By Chris Taylor | Photos by Eddie Keogh/Reuters and Nataliya Vaitkevich/Pexels
NEW YORK (Reuters) – When Maryam Sabbagh was negotiating to join a new PR agency last fall, she was not just thinking about the money. She considered something even more important: Time.
If the COVID-19 era has taught us anything, it is the precious value of downtime. So Sabbagh negotiated another week of paid vacation, taking her to three weeks a year.
“Two weeks of vacation is standard in this country at most companies, and it’s just not enough,” says Sabbagh, who hopes to eventually use her time off to visit bucket-list destinations like Kenya or Brazil. “People are becoming much more thoughtful than they used to be about time, paid leave, and mental health.”
This is where the so-called Great Resignation is working in your favor. Around four million Americans are leaving their jobs every month as people reshuffle their life and career priorities, and new opportunities flourish in such a tight job market.
That means your negotiating position is stronger—not just when it comes to salary but also in terms of time away from work.
The last thing any company needs right now is a burned-out employee—or a staffer who leaves and has to be replaced, which can be a lengthy and costly process.
“People are telling me, ‘What I need more than anything else this year is time off,’ ” says Alexandra Carter, a professor at Columbia Law School and author of “Ask For More.”
More companies are warming up to the idea. According to a Great Resignation survey by the Society for Human Resource Management, 14 percent of firms are implementing new or additional paid time-off opportunities for employees to help reduce turnover. And the percentage of companies extending “unlimited” time off is up from 12 percent to 17 percent in just one year, according to a study by total rewards firm WorldatWork.
Firms are doing so not just as an empathetic response but because it makes business sense. The last thing any company needs right now is a burned-out employee—or a staffer who leaves and has to be replaced, which can be a lengthy and costly process.
“Numerous mental and physical health outcomes are tied to hours worked, time spent with family and friends, time spent doing recreation, and amount of sleep,” says Joe Sanok, a podcaster, productivity researcher, and author of the new book “Thursday is the New Friday.” “Strengthening these bonds and avoiding burnout can help employees value their positions, stay longer, and do more productive work.”
How can you negotiate a little more precious time for yourself? Here are four tips from the experts:
Come up with a plan
In any time negotiation, there are typical push-back questions, such as who will handle your workload. Go into that conversation with ready-made answers, like having a deputy trained and ready to assume those projects.

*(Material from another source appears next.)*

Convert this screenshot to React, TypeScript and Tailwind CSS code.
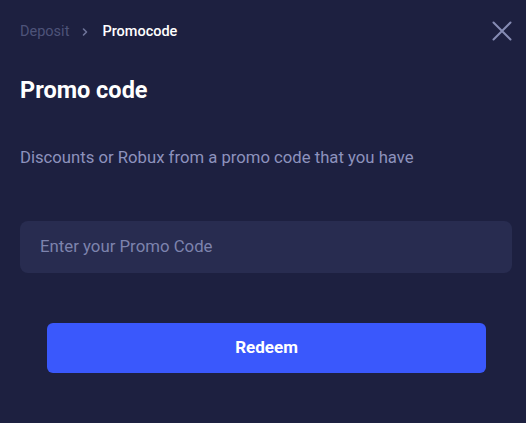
export default function App() {
  return (
    <div className="w-[526px] h-[423px] bg-[#1d2040] font-['Roboto',sans-serif] pl-5 pr-[14px] pt-[22px] overflow-hidden">
      {/* Header */}
      <div className="flex items-center justify-between h-5">
        <div className="flex items-center text-[14.5px] leading-5">
          <span className="text-[#4d5379]">Deposit</span>
          <svg width="8" height="10" viewBox="0 0 8 10" className="ml-[12px] mr-[13px]" fill="none">
            <path d="M2.5 2 L5.5 5 L2.5 8" stroke="#6e7499" strokeWidth="1.6" strokeLinecap="round" strokeLinejoin="round" />
          </svg>
          <span className="text-white font-medium">Promocode</span>
        </div>
        <button className="-mt-[2px]">
          <svg width="20" height="20" viewBox="0 0 20 20" fill="none">
            <path d="M1.5 1.5 L18.5 18.5 M18.5 1.5 L1.5 18.5" stroke="#868cb4" strokeWidth="2" strokeLinecap="round" />
          </svg>
        </button>
      </div>

      {/* Title */}
      <h1 className="mt-[34px] text-[23.5px] leading-7 font-bold text-white">Promo code</h1>

      {/* Description */}
      <p className="mt-[42px] text-[16.7px] leading-6 text-[#8d92bd]">
        Discounts or Robux from a promo code that you have
      </p>

      {/* Input */}
      <div className="mt-[51px] h-[52px] rounded-lg bg-[#282c50] flex items-center px-5">
        <input
          placeholder="Enter your Promo Code"
          className="w-full bg-transparent outline-none text-[16.8px] text-white placeholder:text-[#7d83ad]"
        />
      </div>

      {/* Button */}
      <div className="mt-[50px] pl-[27px] pr-[26px]">
        <button className="w-full h-[50px] rounded-md bg-[#3a58fc] text-white text-[17px] font-bold">
          Redeem
        </button>
      </div>
    </div>
  )
}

And structure your proposed time off in a way that is most palatable to your employer: Perhaps having Fridays or a slower time of the month off is more acceptable than taking larger chunks.
“If you help solve any problems before they even come up, then it will be that much easier for them to say yes,” says Carter.
“Strengthening these bonds and avoiding burnout can help employees value their positions, stay longer, and do more productive work,” says Joe Sanok, a podcaster, productivity researcher, and author of the new book “Thursday is the New Friday.”
Ask up front
It might feel awkward to be asking for more time before you have even set foot in your new company. But that is exactly when your negotiating position is the most powerful, especially with labor so scarce.
“It is probably 80 percent easier to do this when you are first getting a job, versus when you already have one,” Sabbagh says. “It’s been my experience that it can be difficult to negotiate unless you have other offers on the table.”
Take vacation days
Negotiating for more time is just the first step; the next step is to actually take advantage of those extra days. But many Americans seem to have a problem with that: perhaps because of fears that we will fall behind, or be found to be expendable.
According to a survey by HR consultancy Mercer, only 42 percent of respondents report that most of their employees take all their allotted time off.
Maybe you have been dreaming of a few more vacation days here and there. But why not think even bigger than that?
“You could also negotiate for a sabbatical, which is a longer period of time like a month or two,” says Carter. Such extended pauses are standard in some areas like academia but are popping up in other fields as well—and might be something to inquire about when weighing job offers.
“Companies that are generous in offering time off are going to see substantial bumps in both recruitment and retention,” Carter says.